* **Your objective**:
Reproduce exactly, with no pictures, each line from the opening of the material down through the line containing "style of MT5".

======

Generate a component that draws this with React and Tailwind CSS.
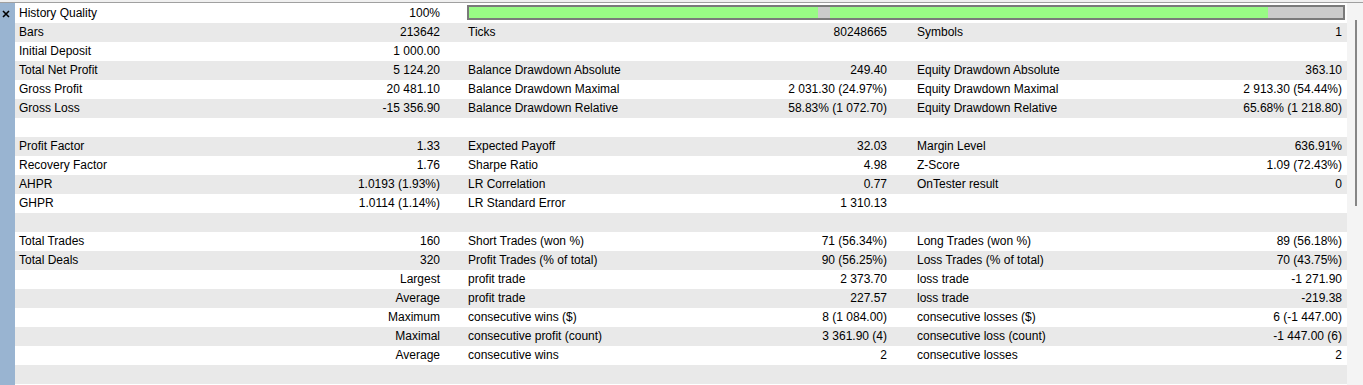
// App.jsx
// Strategy tester report — summary table in the style of MT5

const rows = [
  ["History Quality", "100%", "BAR"],
  ["Bars", "213642", "Ticks", "80248665", "Symbols", "1"],
  ["Initial Deposit", "1 000.00", "", "", "", ""],
  ["Total Net Profit", "5 124.20", "Balance Drawdown Absolute", "249.40", "Equity Drawdown Absolute", "363.10"],
  ["Gross Profit", "20 481.10", "Balance Drawdown Maximal", "2 031.30 (24.97%)", "Equity Drawdown Maximal", "2 913.30 (54.44%)"],
  ["Gross Loss", "-15 356.90", "Balance Drawdown Relative", "58.83% (1 072.70)", "Equity Drawdown Relative", "65.68% (1 218.80)"],
  [],
  ["Profit Factor", "1.33", "Expected Payoff", "32.03", "Margin Level", "636.91%"],
  ["Recovery Factor", "1.76", "Sharpe Ratio", "4.98", "Z-Score", "1.09 (72.43%)"],
  ["AHPR", "1.0193 (1.93%)", "LR Correlation", "0.77", "OnTester result", "0"],
  ["GHPR", "1.0114 (1.14%)", "LR Standard Error", "1 310.13", "", ""],
  [],
  ["Total Trades", "160", "Short Trades (won %)", "71 (56.34%)", "Long Trades (won %)", "89 (56.18%)"],
  ["Total Deals", "320", "Profit Trades (% of total)", "90 (56.25%)", "Loss Trades (% of total)", "70 (43.75%)"],
  ["", "Largest", "profit trade", "2 373.70", "loss trade", "-1 271.90"],
  ["", "Average", "profit trade", "227.57", "loss trade", "-219.38"],
  ["", "Maximum", "consecutive wins ($)", "8 (1 084.00)", "consecutive losses ($)", "6 (-1 447.00)"],
  ["", "Maximal", "consecutive profit (count)", "3 361.90 (4)", "consecutive loss (count)", "-1 447.00 (6)"],
  ["", "Average", "consecutive wins", "2", "consecutive losses", "2"],
  [],
];

function QualityBar() {
  // segmentos: verde / hueco gris / verde / resto gris
  return (
    <div className="ml-[3px] mt-px h-[15px] w-[878px] border-2 border-[#7a7a7a] flex">
      <div className="w-[349px] bg-[#99fb85]" />
      <div className="w-[12px] bg-[#cbcbcb]" />
      <div className="w-[438px] bg-[#99fb85]" />
      <div className="flex-1 bg-[#cbcbcb]" />
    </div>
  );
}

function Row({ cells, index }) {
  const bg = index % 2 === 0 ? "bg-white" : "bg-[#e9e9e9]";
  const [l1, v1, l2, v2, l3, v3] = cells;

  return (
    <div className={`h-[19px] grid grid-cols-[449px_449px_434px] ${bg}`}>
      <div className="flex justify-between items-center pl-1 pr-[24px] leading-[19px]">
        <span>{l1}</span>
        <span>{v1}</span>
      </div>
      {l2 === "BAR" ? (
        <div className="col-span-2">
          <QualityBar />
        </div>
      ) : (
        <>
          <div className="flex justify-between items-center pl-1 pr-[26px] leading-[19px]">
            <span>{l2}</span>
            <span>{v2}</span>
          </div>
          <div className="flex justify-between items-center pl-1 pr-[5px] leading-[19px]">
            <span>{l3}</span>
            <span>{v3}</span>
          </div>
        </>
      )}
    </div>
  );
}

export default function App() {
  return (
    <div className="w-[1363px] h-[385px] bg-white overflow-hidden text-[12px] text-black font-['Liberation_Sans',Arial,sans-serif]">
      <div className="h-[2px] bg-[#f0f0f0]" />
      <div className="h-px bg-[#a0a0a0]" />

      <div className="flex h-[382px]">
        {/* franja lateral con el botón de cerrar */}
        <div className="w-[15px] bg-[#99b4d1] shrink-0">
          <svg width="8" height="8" viewBox="0 0 8 8" className="ml-[2px] mt-[7px]">
            <path d="M1 1 L7 7 M7 1 L1 7" stroke="#000" strokeWidth="1.6" />
          </svg>
        </div>

        <div className="w-[1332px] shrink-0 pt-px">
          {rows.map((cells, i) => (
            <Row key={i} cells={cells} index={i} />
          ))}
        </div>

        {/* barra de desplazamiento */}
        <div className="flex-1 bg-[#f4f4f4] pt-[17px] pl-[8px]">
          <div className="w-[2px] h-[186px] bg-[#868686]" />
        </div>
      </div>
    </div>
  );
}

======

* **Exercise result**:
Generate a component that draws this with React and Tailwind CSS.
// App.jsx
// Strategy tester report — summary table in the style of MT5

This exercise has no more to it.